▶ GOAL:
Transcribe the whole listing below without changing a word, but leave out every image.

▶ DATA:

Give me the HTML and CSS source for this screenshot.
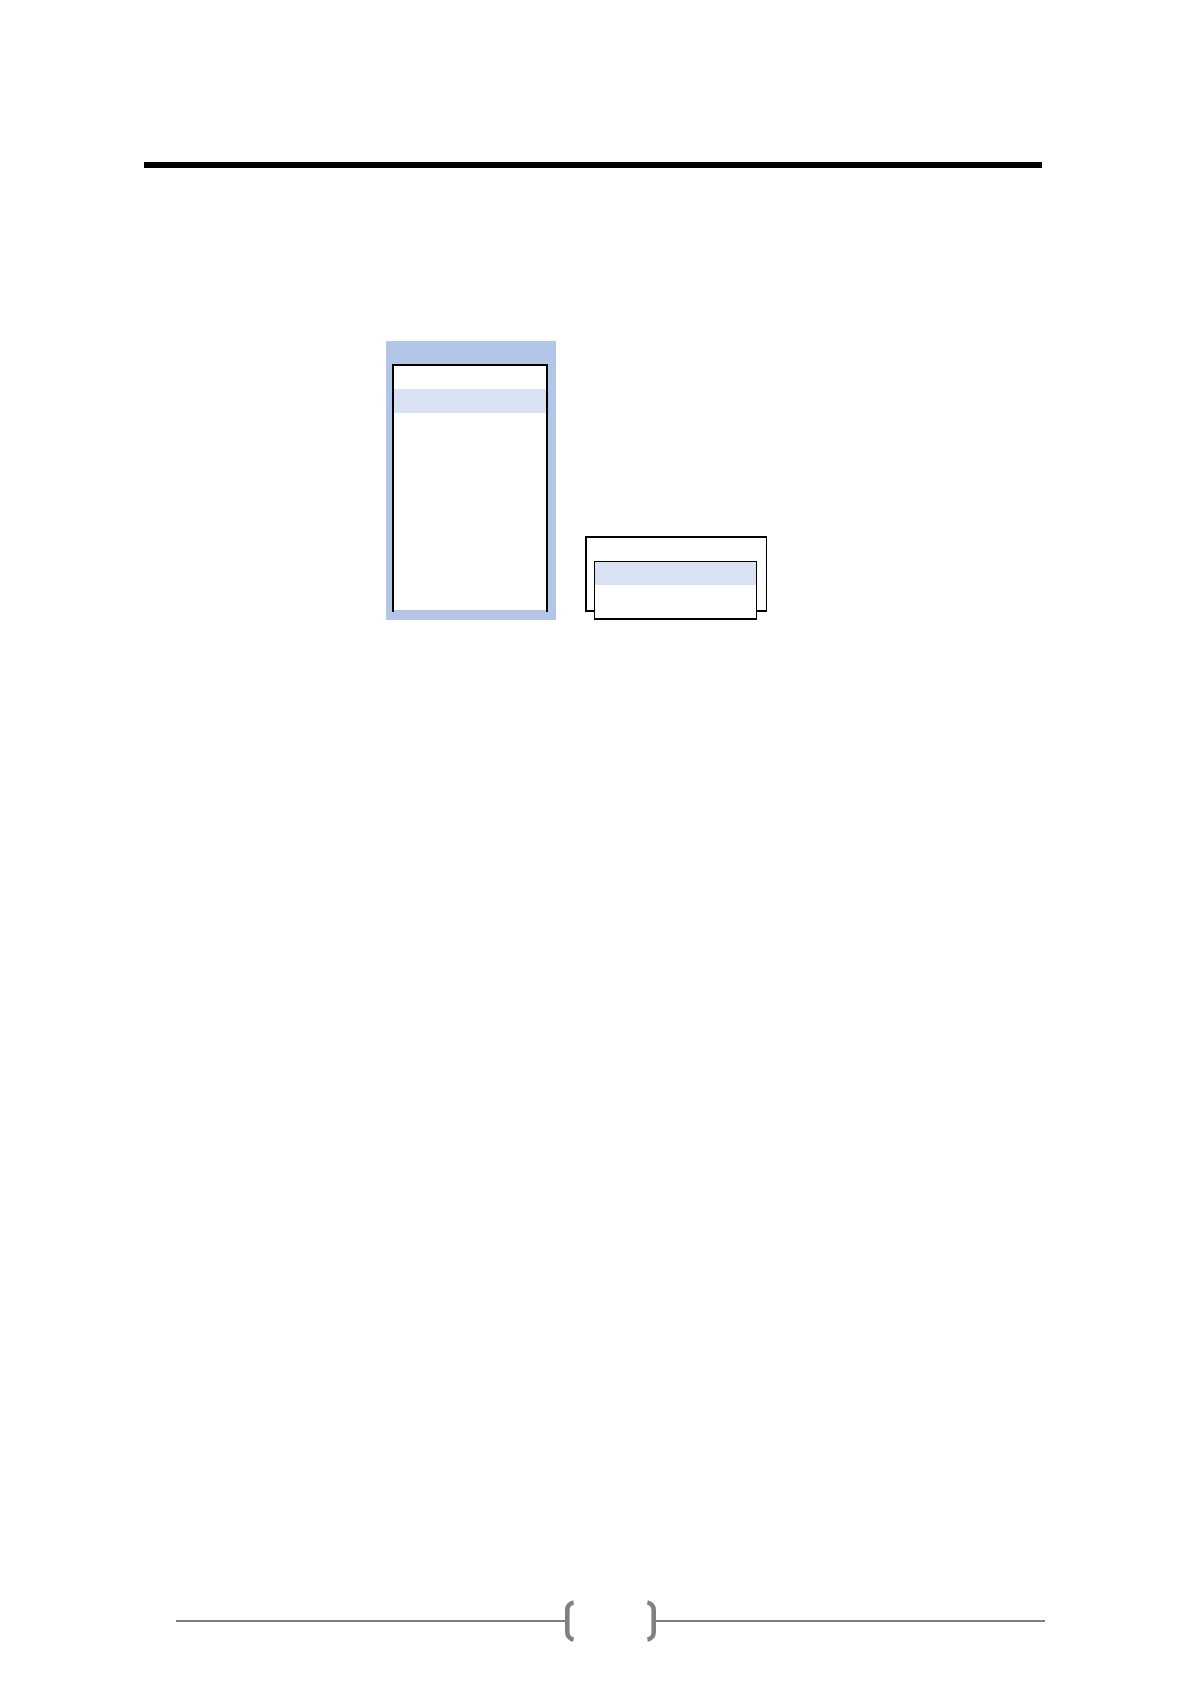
FILE: index.html
```
<!DOCTYPE html>
<html lang="en">
<head>
    <meta charset="UTF-8">
    <meta name="viewport" content="width=device-width, initial-scale=1.0">
    <title>Menu Diagram</title>
    <link rel="stylesheet" href="styles.css">
</head>
<body>
    <header class="page-header"></header>

    <main class="diagram">
        <div class="panel">
            <div class="panel-list">
                <div class="row"></div>
                <div class="row selected"></div>
                <div class="row rest"></div>
            </div>
        </div>
        <div class="box">
            <div class="submenu">
                <div class="row selected"></div>
            </div>
        </div>
    </main>

    <footer class="page-footer">
        <div class="line"></div>
        <svg class="bracket" width="91" height="42" viewBox="0 0 91 42" fill="none" stroke="#808080" stroke-width="4.6">
            <path d="M8.6 2.4 C5 3 2.3 6 2.3 10 V32 C2.3 36 5 39 8.6 39.6"/>
            <path d="M82.4 2.4 C86 3 88.7 6 88.7 10 V32 C88.7 36 86 39 82.4 39.6"/>
        </svg>
        <div class="line"></div>
    </footer>
</body>
</html>
```
FILE: styles.css
```
* {
    box-sizing: border-box;
}
body {
    margin: 0;
    padding: 162px 146px 42px 144px;
    min-height: 100vh;
    display: flex;
    flex-direction: column;
    background: white;
    font-family: "Liberation Sans", Arial, sans-serif;
}
.page-header {
    height: 6px;
    margin-right: 3px;
    background: black;
}
.diagram {
    display: flex;
    justify-content: center;
    align-items: flex-end;
    gap: 29px;
    margin-top: 173px;
    padding-right: 36px;
}
.panel {
    width: 170px;
    padding: 23px 8px 8px 6px;
    background: #b4c6e7;
}
/* the side lines run 2px past the last row */
.panel-list {
    border: 2px solid black;
    border-bottom: none;
    padding-bottom: 2px;
}
.row {
    height: 23px;
    background: white;
}
.row.selected {
    background: #d9e2f3;
}
.panel-list .selected {
    height: 24px;
}
.row.rest {
    height: 197px;
}
.box {
    position: relative;
    width: 182px;
    height: 76px;
    margin-bottom: 8px;
    border: 2px solid black;
    border-right-width: 1px;
}
.submenu {
    position: absolute;
    top: 23px;
    left: 7px;
    right: 9px;
    bottom: -10px;
    border: 1px solid black;
    border-bottom-width: 2px;
    background: white;
}
.page-footer {
    display: flex;
    align-items: center;
    margin-top: auto;
    margin-left: 32px;
}
.line {
    flex: 1;
    height: 2px;
    background: #808080;
}
```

▶ SOLUTION TO THIS TASK:
Give me the HTML and CSS source for this screenshot.
FILE: index.html
```
<!DOCTYPE html>
<html lang="en">
<head>
    <meta charset="UTF-8">
    <meta name="viewport" content="width=device-width, initial-scale=1.0">
    <title>Menu Diagram</title>
    <link rel="stylesheet" href="styles.css">
</head>
<body>
    <header class="page-header"></header>

    <main class="diagram">
        <div class="panel">
            <div class="panel-list">
                <div class="row"></div>
                <div class="row selected"></div>
                <div class="row rest"></div>
            </div>
        </div>
        <div class="box">
            <div class="submenu">
                <div class="row selected"></div>
            </div>
        </div>
    </main>

    <footer class="page-footer">
        <div class="line"></div>
        <svg class="bracket" width="91" height="42" viewBox="0 0 91 42" fill="none" stroke="#808080" stroke-width="4.6">
            <path d="M8.6 2.4 C5 3 2.3 6 2.3 10 V32 C2.3 36 5 39 8.6 39.6"/>
            <path d="M82.4 2.4 C86 3 88.7 6 88.7 10 V32 C88.7 36 86 39 82.4 39.6"/>
        </svg>
        <div class="line"></div>
    </footer>
</body>
</html>
```
FILE: styles.css
```
* {
    box-sizing: border-box;
}
body {
    margin: 0;
    padding: 162px 146px 42px 144px;
    min-height: 100vh;
    display: flex;
    flex-direction: column;
    background: white;
    font-family: "Liberation Sans", Arial, sans-serif;
}
.page-header {
    height: 6px;
    margin-right: 3px;
    background: black;
}
.diagram {
    display: flex;
    justify-content: center;
    align-items: flex-end;
    gap: 29px;
    margin-top: 173px;
    padding-right: 36px;
}
.panel {
    width: 170px;
    padding: 23px 8px 8px 6px;
    background: #b4c6e7;
}
/* the side lines run 2px past the last row */
.panel-list {
    border: 2px solid black;
    border-bottom: none;
    padding-bottom: 2px;
}
.row {
    height: 23px;
    background: white;
}
.row.selected {
    background: #d9e2f3;
}
.panel-list .selected {
    height: 24px;
}
.row.rest {
    height: 197px;
}
.box {
    position: relative;
    width: 182px;
    height: 76px;
    margin-bottom: 8px;
    border: 2px solid black;
    border-right-width: 1px;
}
.submenu {
    position: absolute;
    top: 23px;
    left: 7px;
    right: 9px;
    bottom: -10px;
    border: 1px solid black;
    border-bottom-width: 2px;
    background: white;
}
.page-footer {
    display: flex;
    align-items: center;
    margin-top: auto;
    margin-left: 32px;
}
.line {
    flex: 1;
    height: 2px;
    background: #808080;
}
```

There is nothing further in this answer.